Dialogue, peace and economic recovery: The lines of Maduro for the new Presidential term

After being elected as President of the Republic for the period 2019-2025 in the elections of this Sunday, May 20, Nicolás Maduro will promote debate and dialogue with the intention of establishing an agreement for the recovery and growth of the national economy.

Throughout its electoral campaign, the candidate of the Ample Front of the Homeland indicated that the convocation contemplates the participation of social, cultural, political and economic sectors in order to establish mechanisms to protect the economy from the onslaught of the financial blockade, promoted by the United States Government and its allies.

“The great dialogue should serve to give Venezuela the opportunity to have a new beginning and to learn how to do things well and better in Revolution towards socialism”, he said at the closing ceremony in Caracas on Thursday.
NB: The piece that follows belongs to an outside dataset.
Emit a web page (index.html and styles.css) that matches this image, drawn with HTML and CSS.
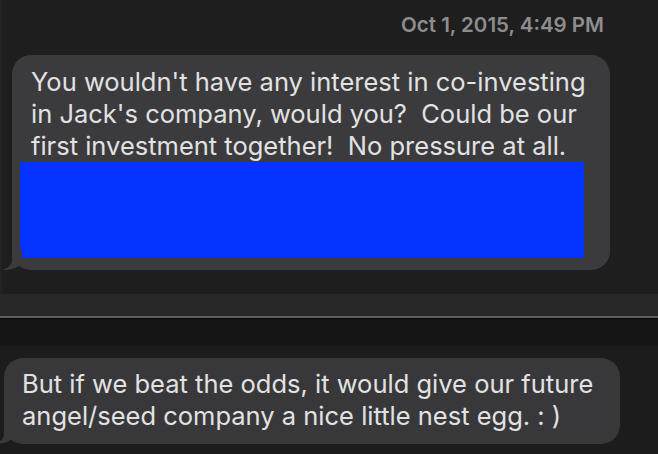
FILE: index.html
```html
<!DOCTYPE html>
<html>
<head>
<meta charset="utf-8">
<link rel="stylesheet" href="styles.css">
</head>
<body>
<div class="window">
  <section class="pane-top">
    <div class="stamp">Oct 1, 2015, 4:49 PM</div>
    <div class="bubble bubble-one">
      <p class="msg">You wouldn't have any interest in co-investing<br>in Jack's company, would you?&nbsp; Could be our<br>first investment together!&nbsp; No pressure at all.</p>
      <div class="redact"></div>
      <svg class="tail" width="30" height="20" viewBox="0 0 30 20"><path d="M10 0 L10 10 C10 15 6 18 0 19.6 C6 20.6 13 19 20 14 L20 0 Z" fill="#3b3b3d"/></svg>
    </div>
  </section>
  <div class="toolbar"></div>
  <div class="divider"></div>
  <div class="strip"></div>
  <section class="pane-bottom">
    <div class="bubble bubble-two">
      <p class="msg">But if we beat the odds, it would give our future<br>angel/seed company a nice little nest egg. : )</p>
      <svg class="tail" width="30" height="20" viewBox="0 0 30 20"><path d="M10 0 L10 10 C10 15 6 18 0 19.6 C6 20.6 13 19 20 14 L20 0 Z" fill="#38383a"/></svg>
    </div>
  </section>
</div>
</body>
</html>
```
FILE: styles.css
```css
html, body {
  margin: 0;
  padding: 0;
  background: #1c1c1c;
}
body {
  width: 658px;
  height: 454px;
  overflow: hidden;
  font-family: Inter, "Noto Sans", "Liberation Sans", sans-serif;
}
.window {
  display: flex;
  flex-direction: column;
  width: 658px;
  height: 454px;
}
.pane-top {
  height: 294px;
  box-sizing: border-box;
  background: #1e1e1e;
  border-left: 2px solid #232323;
  padding-top: 13px;
}
.stamp {
  text-align: right;
  padding-right: 54px;
  font-size: 20.5px;
  font-weight: 600;
  color: #8d8d8d;
  line-height: 24px;
  height: 24px;
}
.bubble {
  position: relative;
  box-sizing: border-box;
  border-radius: 19px;
}
.bubble-one {
  margin-top: 18px;
  margin-left: 10px;
  width: 598px;
  height: 215px;
  background: #3b3b3d;
  padding: 11px 0 0 19px;
}
.msg {
  margin: 0;
  font-size: 25.5px;
  line-height: 32px;
  color: #e2e2e2;
  white-space: nowrap;
}
.redact {
  margin-left: -11px;
  width: 564px;
  height: 96px;
  background: #0433ff;
}
.tail {
  position: absolute;
  left: -10px;
  bottom: 0;
}
.toolbar {
  height: 22px;
  background: #282828;
}
.divider {
  height: 2px;
  background: #5e5e5e;
  border-bottom: 1px solid #0b0b0b;
}
.strip {
  height: 27px;
  background: #151515;
}
.pane-bottom {
  flex: 1;
  background: #1c1c1c;
  padding-top: 12px;
}
.bubble-two {
  margin-left: 4px;
  width: 616px;
  height: 86px;
  background: #38383a;
  padding: 10px 0 0 18px;
}
```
In this scenario, international figures will have a role as mediators in order to facilitate political dialogue between all parties and go to a process of national reconciliation.

Maduro has been emphatic in insisting on the importance of renewing and improving government methods to meet the needs of the population and expand social inclusion policies.

“We already have experience in that and we can perfect the methods of street government, of direct, inclusive government, of the convening government, I would call it the government of national unity”, Maduro said.

For the 2019-2015 presidential period, the revolutionary leader will also focus his efforts on the battle in the economic field in favor of the Venezuelan people with the Plan of the Homeland as a guide, which was drafted by the people in popular assemblies. From these meetings, more than 30,000 proposals emerged that seek to make Venezuela “a great economic revolution for peace, prosperity and happiness of this people.”

Another of the actions that Maduro will reinvigorate is the fight against the mafias that affect the population and the development of a price system that is abided by economic sectors, and that allows the people to be protected from the actions of speculative groups.

With the support of more than 5,823,728 votes, the standard-bearer of the Ample Front of the Homeland won in the elections of this MAY-20, over candidate Henri Falcón, supported by the political organizations Avanzada Progresista (AP), Movimiento al Socialismo (MAS) and Copei; Javier Alejandro Bertucci, representative of the political party Esperanza por el Cambio; and Reinaldo Quijada, from the Popular Political Unity 89 party (UPP89).

Revolutionary trajectory:

Born on November 23, 1962, Nicolás Maduro began his working life at a young age. He was one of the drivers of the Metrobus system of the Caracas Metro (Subway) network, where he was formed as a union delegate and, in the same vein, he was the founder of the Caracas Metro Syndicate and founder and coordinator of the Bolivarian Workers Force.

He began to take his first steps in politics in the Socialist League, a leftist organization founded in 1973.

The 1980s and 1990s were decisive in his life. It was a time when the neoliberal system reigned, where the marks of misery and exclusion were the face in Venezuela. Faced with this reality marked his course: became a student leader and, in communities and neighborhoods of Caracas, began to feel the demands of the excluded.

In 1992, after the military patriotic rebellion of February 4, 1992, he became an activist, along with Cilia Flores, for the freedom of Hugo Chávez, leader of that feat against the existing political system.

In 1994 he became part of the Revolutionary Bolivarian Movement 200, of which he joined the National Directorate until 1997, year in which he enlisted, with the leadership of Chávez and with other revolutionaries, into the founding of the 5th Republic Movement (MVR) , with which the Socialist leader won the presidential elections in December 1998, giving birth to the Bolivarian Revolution.

Maduro was elected as deputy for the 1999 Constituent Assembly, in which the Bolivarian Constitution of Venezuela was drafted. In 2000, he was elected as deputy to the National Assembly, a position for which he was re-elected in 2005. After that victory, he was appointed Chairman of the Parliament, a post he held until 2006, when he was appointed by President Chávez as Chancellor of the Republic.

Until 2013 he was in charge of the Ministry for Foreign Affairs, and from that year on he served as Executive Vice President. After the physical departure of Commander Chávez, he was elected as President of the Republic on April 14 with 7 million 587,579 votes.